I don't regret what we shared then. Neither do I wish for us to be together again.
It’s been a very long time since we were together, we don’t even talk regularly anymore, but recently I have been thinking about you…a lot and I want to tell you that I miss you. Isn’t it really weird that the person I thought I knew the most is now just a stranger? A stranger with so many memories.
Quite often, I do not even think about you. It’s been so long but sometimes… I do, and then I just push that thought away, somewhere into a hidden cave deep within. Sometimes, I see a couple holding hands, doing things that we used to do and nostalgia strikes again, and I break down.
After all who knew me better than you?
Who knew that the Belgian chocolate flavored ice cream from Haagen Dazs was all I needed when I was PMSing. Who knew that anything above one pint of beer made me cranky… Who knew that tea tree is my favorite ingredient in cosmetics… Who knew how to soothe me when the clock struck 3 and I was still lying wide-awake on my bed… These are the times when I wish to see you again, to just hold you tight in my arms, to kiss you, but I know that this feeling is temporary.
How I wish we understood then that love is not what we think it to be. But I don’t regret it.

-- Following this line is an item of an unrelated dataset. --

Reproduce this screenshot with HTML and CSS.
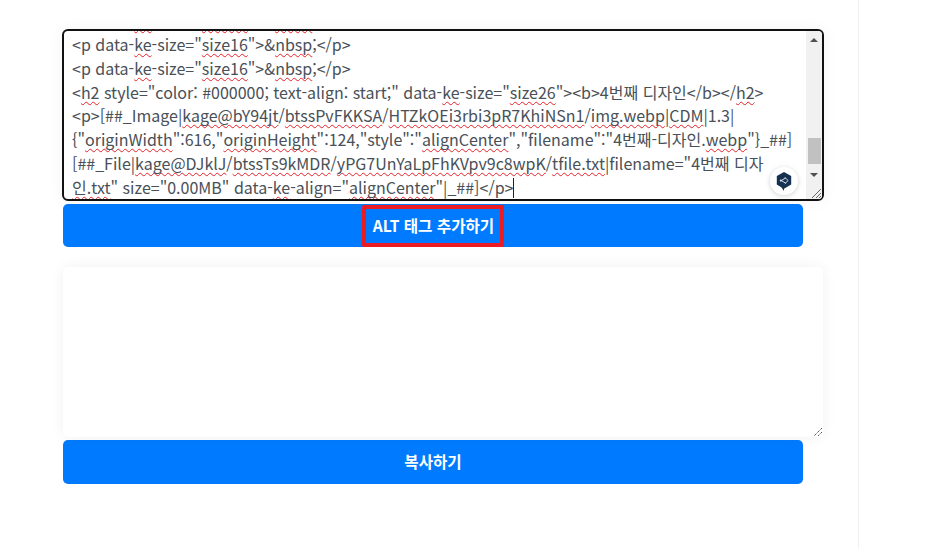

We have a reason strong enough for us to not be together and this reason gives me the strength to keep away from you. Initially, we didn’t have a reason to fall in love, but we still did. Maybe, this is what innocent immature love is all about. Later, we found reasons why we loved each other and now those reasons have become the reason that we are no longer together.
How badly I wish to find someone whom I never have to bid adieu to. But right now, it’s just a feeling of emptiness, an urge to love someone. I just want to say that I hope you are fine too and even you find the love you expected out of me. At the same time, a part of me also hopes that you miss what we shared, just like I do.
Whoever said it’s going to be okay, never knew that it would be so difficult.
You fall for someone, invest your time in them, embrace their weakness, appreciate their strengths, involve yourself more than everything else and then one day question yourself. Then the cycle changes to ignoring that someone, getting angry on their weakness, suppressing their strengths.
You die a little every time you fight and in the end you just fall out of love.